Gonzales Slams Critics Of Terrorist Surveillance

Team Infidel

Forum Spin Doctor
Washington Times
November 19, 2006
By Associated Press
Attorney General Alberto R. Gonzales said yesterday that some critics of the Bush administration's terrorist surveillance program were defining freedom in a way that presents a "grave threat" to U.S. security.
Mr. Gonzales was the second administration official in two days to attack a federal judge's ruling in August that the program was unconstitutional. Vice President Dick Cheney on Friday called the decision "an indefensible act of judicial overreaching."
Mr. Gonzales, in remarks prepared for delivery at the U.S. Air Force Academy in Colorado Springs, said that some critics see the program as on the verge of stifling freedom rather than protecting the country.
"But this view is shortsighted," he said. "Its definition of freedom -- one utterly divorced from civic responsibility -- is superficial and is itself a grave threat to the liberty and security of the American people."
The attacks by Mr.
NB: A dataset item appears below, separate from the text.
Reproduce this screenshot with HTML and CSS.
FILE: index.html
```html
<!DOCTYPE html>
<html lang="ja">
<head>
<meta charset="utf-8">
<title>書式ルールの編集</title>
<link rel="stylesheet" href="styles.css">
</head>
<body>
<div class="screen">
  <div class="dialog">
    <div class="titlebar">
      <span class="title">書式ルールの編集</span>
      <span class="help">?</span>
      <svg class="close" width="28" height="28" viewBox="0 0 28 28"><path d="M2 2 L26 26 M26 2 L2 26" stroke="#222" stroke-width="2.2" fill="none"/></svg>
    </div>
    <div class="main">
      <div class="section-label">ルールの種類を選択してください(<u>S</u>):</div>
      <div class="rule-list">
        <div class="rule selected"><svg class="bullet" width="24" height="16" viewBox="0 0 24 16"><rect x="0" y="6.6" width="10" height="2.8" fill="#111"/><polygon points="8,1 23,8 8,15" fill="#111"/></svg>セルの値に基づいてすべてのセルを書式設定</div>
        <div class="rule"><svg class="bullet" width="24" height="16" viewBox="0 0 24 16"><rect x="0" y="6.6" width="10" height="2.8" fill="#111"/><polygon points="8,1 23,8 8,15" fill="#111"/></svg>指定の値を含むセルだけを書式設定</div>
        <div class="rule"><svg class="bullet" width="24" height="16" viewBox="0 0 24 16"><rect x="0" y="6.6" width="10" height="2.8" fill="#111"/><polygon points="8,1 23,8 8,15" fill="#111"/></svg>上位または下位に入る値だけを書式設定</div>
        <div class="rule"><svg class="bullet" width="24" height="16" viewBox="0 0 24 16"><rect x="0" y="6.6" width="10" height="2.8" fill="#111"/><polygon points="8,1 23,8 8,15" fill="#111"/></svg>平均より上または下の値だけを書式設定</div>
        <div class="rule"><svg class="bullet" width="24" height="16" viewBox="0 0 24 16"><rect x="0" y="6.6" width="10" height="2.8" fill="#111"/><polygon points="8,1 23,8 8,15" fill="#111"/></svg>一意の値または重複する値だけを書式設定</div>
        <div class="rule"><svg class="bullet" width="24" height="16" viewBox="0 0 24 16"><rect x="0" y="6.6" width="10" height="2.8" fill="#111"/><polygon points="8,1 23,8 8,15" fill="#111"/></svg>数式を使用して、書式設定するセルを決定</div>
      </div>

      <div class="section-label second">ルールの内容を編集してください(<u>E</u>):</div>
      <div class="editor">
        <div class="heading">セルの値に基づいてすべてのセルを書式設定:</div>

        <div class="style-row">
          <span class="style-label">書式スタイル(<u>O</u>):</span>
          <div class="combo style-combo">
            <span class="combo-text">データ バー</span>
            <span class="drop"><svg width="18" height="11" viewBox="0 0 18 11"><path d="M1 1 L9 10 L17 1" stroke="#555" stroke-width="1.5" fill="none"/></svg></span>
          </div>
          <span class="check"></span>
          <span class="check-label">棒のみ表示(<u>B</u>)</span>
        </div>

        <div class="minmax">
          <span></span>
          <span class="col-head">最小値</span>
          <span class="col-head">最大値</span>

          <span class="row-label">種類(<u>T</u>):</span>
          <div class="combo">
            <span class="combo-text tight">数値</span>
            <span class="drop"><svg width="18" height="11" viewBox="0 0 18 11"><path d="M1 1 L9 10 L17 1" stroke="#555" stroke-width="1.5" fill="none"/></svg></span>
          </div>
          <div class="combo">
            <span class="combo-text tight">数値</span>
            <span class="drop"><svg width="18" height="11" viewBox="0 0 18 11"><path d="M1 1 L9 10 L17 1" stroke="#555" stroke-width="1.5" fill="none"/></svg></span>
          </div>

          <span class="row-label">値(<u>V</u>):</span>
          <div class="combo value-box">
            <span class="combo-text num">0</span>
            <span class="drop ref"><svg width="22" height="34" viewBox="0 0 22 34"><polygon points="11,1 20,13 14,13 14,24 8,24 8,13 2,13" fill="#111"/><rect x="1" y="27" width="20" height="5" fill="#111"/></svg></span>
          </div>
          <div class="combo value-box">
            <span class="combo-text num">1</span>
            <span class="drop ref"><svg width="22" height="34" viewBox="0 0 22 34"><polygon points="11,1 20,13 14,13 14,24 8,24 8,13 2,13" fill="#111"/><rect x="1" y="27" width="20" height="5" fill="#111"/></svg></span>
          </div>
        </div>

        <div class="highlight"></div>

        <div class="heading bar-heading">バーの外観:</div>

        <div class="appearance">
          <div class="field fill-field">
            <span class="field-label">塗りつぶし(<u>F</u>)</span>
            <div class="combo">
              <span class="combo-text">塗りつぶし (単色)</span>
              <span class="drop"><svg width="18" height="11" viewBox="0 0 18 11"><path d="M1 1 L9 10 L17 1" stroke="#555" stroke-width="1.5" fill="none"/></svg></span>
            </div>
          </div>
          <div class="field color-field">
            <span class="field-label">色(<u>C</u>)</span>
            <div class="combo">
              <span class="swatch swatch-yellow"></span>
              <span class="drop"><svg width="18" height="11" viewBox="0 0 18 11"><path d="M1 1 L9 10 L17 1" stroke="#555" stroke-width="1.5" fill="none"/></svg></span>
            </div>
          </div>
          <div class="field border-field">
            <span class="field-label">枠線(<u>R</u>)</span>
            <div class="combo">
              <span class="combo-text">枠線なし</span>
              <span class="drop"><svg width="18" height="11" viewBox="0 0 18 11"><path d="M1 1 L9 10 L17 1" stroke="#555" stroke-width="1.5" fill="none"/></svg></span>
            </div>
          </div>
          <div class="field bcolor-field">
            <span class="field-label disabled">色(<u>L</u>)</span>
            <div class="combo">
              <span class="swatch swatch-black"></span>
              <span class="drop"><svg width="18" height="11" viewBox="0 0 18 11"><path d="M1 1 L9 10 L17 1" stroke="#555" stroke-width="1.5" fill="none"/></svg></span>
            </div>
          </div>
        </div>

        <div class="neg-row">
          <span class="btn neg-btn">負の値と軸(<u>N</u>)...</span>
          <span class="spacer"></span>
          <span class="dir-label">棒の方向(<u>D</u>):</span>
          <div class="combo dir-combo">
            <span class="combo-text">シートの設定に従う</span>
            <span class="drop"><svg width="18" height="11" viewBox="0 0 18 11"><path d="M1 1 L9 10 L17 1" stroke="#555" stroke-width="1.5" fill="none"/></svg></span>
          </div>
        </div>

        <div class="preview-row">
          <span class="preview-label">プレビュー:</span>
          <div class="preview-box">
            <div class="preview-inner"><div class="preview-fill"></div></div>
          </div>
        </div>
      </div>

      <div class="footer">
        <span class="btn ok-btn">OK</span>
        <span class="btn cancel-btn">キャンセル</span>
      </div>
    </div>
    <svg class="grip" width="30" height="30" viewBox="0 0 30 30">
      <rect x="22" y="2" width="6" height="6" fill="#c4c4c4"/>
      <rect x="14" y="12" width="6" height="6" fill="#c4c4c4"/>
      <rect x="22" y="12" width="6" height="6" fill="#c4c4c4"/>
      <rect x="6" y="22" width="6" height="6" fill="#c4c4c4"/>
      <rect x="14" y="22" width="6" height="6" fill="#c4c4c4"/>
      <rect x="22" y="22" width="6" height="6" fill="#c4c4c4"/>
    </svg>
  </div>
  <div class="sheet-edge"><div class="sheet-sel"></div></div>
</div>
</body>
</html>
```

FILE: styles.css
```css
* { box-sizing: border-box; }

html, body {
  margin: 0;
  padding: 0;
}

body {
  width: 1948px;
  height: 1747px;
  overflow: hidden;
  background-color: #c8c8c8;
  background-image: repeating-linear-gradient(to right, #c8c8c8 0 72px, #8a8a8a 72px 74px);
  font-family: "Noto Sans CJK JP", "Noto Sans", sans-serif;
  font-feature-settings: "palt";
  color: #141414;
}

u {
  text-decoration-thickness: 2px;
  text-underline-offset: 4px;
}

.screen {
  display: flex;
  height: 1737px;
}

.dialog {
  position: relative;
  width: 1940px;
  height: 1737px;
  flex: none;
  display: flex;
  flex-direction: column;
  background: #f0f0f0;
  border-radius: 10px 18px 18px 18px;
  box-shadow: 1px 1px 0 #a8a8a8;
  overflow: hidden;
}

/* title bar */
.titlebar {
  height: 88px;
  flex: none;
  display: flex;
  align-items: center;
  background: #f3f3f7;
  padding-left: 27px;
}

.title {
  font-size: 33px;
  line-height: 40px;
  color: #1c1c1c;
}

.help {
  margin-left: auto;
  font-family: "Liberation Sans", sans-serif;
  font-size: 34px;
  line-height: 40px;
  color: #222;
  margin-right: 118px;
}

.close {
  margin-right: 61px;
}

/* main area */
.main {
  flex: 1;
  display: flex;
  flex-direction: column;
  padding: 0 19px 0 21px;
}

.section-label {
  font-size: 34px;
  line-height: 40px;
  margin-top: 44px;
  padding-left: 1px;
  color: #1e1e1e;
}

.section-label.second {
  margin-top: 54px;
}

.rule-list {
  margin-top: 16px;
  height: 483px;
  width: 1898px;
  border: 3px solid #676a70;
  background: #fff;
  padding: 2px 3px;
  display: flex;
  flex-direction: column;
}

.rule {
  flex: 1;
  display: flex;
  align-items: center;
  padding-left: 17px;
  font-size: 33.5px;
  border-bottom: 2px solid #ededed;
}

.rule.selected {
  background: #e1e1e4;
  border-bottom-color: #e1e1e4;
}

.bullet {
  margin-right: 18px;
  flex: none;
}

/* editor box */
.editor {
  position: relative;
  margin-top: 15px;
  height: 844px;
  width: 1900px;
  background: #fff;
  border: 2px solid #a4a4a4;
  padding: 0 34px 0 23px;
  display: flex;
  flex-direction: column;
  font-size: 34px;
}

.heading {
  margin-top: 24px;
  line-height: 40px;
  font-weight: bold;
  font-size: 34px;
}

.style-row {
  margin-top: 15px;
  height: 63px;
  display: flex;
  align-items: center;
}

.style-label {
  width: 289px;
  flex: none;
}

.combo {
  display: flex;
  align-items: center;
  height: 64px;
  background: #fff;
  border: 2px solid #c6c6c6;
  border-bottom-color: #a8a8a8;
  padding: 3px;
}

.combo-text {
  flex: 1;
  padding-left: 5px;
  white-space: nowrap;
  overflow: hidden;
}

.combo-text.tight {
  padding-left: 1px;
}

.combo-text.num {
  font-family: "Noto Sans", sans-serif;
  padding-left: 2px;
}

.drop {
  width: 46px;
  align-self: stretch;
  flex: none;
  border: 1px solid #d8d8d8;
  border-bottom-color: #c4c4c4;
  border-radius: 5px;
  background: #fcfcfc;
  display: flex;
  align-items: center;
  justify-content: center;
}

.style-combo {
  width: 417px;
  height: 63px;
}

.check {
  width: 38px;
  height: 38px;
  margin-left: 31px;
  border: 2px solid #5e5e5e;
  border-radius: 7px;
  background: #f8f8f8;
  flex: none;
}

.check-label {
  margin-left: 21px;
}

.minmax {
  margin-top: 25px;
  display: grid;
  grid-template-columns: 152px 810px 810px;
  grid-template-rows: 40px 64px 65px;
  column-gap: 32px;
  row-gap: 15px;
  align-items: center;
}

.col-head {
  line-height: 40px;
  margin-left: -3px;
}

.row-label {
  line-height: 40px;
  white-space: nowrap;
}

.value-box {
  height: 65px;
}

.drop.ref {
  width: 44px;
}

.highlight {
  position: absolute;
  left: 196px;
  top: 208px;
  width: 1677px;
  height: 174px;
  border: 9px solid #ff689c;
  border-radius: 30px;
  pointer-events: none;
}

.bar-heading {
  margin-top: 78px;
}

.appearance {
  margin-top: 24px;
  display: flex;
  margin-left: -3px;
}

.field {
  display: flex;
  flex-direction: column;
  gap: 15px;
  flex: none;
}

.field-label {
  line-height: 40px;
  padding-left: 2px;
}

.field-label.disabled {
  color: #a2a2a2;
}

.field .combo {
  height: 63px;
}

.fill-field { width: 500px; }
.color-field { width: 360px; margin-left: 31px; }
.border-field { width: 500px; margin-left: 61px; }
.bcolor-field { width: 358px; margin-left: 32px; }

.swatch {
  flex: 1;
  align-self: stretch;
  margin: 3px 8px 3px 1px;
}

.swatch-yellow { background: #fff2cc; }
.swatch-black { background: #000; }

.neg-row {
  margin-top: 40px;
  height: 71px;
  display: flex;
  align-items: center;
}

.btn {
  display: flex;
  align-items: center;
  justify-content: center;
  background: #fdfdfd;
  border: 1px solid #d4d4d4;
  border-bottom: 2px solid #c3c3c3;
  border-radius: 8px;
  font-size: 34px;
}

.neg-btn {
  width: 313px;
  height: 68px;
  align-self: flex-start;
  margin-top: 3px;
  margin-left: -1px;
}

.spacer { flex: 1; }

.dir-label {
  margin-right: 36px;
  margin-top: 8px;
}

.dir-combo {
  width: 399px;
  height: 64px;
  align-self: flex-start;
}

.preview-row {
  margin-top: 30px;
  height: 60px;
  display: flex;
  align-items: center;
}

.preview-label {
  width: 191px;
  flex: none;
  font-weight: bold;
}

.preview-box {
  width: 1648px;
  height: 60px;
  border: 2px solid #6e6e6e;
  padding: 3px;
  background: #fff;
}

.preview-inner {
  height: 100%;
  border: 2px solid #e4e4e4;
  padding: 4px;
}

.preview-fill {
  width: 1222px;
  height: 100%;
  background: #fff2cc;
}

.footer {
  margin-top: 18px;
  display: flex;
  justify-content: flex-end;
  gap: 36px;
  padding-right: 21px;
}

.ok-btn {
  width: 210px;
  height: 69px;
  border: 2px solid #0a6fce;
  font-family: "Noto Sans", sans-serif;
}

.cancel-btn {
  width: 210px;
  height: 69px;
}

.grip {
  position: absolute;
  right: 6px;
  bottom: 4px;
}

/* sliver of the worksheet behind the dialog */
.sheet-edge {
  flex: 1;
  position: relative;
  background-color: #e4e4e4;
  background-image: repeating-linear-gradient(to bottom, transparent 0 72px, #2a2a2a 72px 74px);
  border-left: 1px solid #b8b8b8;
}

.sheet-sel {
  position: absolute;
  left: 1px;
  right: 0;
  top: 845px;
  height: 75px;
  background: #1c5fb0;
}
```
Gonzales and Mr. Cheney on the court ruling came as the administration was urging the lame-duck Congress to approve legislation authorizing the program. The bill's chances are in doubt, however, because of Democratic opposition in the Senate, where 60 votes are required to end debate and vote.
The Bush administration has long argued that the program focuses on international calls involving suspected terrorists. It dismisses charges that it is an illegal tool because it bypasses federal law requiring a judge-issued warrant for such eavesdropping.
In August, U.S. District Judge Anna Diggs Taylor in Detroit struck down the program, saying it violated the rights to free speech and privacy and the constitutional separation of powers. She was the first judge to rule on the legality of the program, which is operated by the National Security Agency.
Mr. Bush and other administration officials sharply criticized the ruling, which the government appealed. They argued that the program is legal under the president's constitutional powers and saved lives by helping to disrupt terrorist plots.
Mr. Cheney, in an address Friday to the Federalist Society, said Judge Taylor's order was troubling because it was "tying the hands of the president of the United States in the conduct of a war." He added: "And this is a matter entirely outside the competence of the judiciary."
In his remarks, Mr. Gonzales dismissed as a "myth" the charge that civil liberties were being sacrificed in the fight against terrorism. He defended the USA Patriot Act and the handling of detainees at the U.S. military base at Guantanamo Bay, Cuba.
"To achieve victory at the cost of eroding civil liberties would not really be a victory. We cannot change the core identity of our nation and claim success," he said.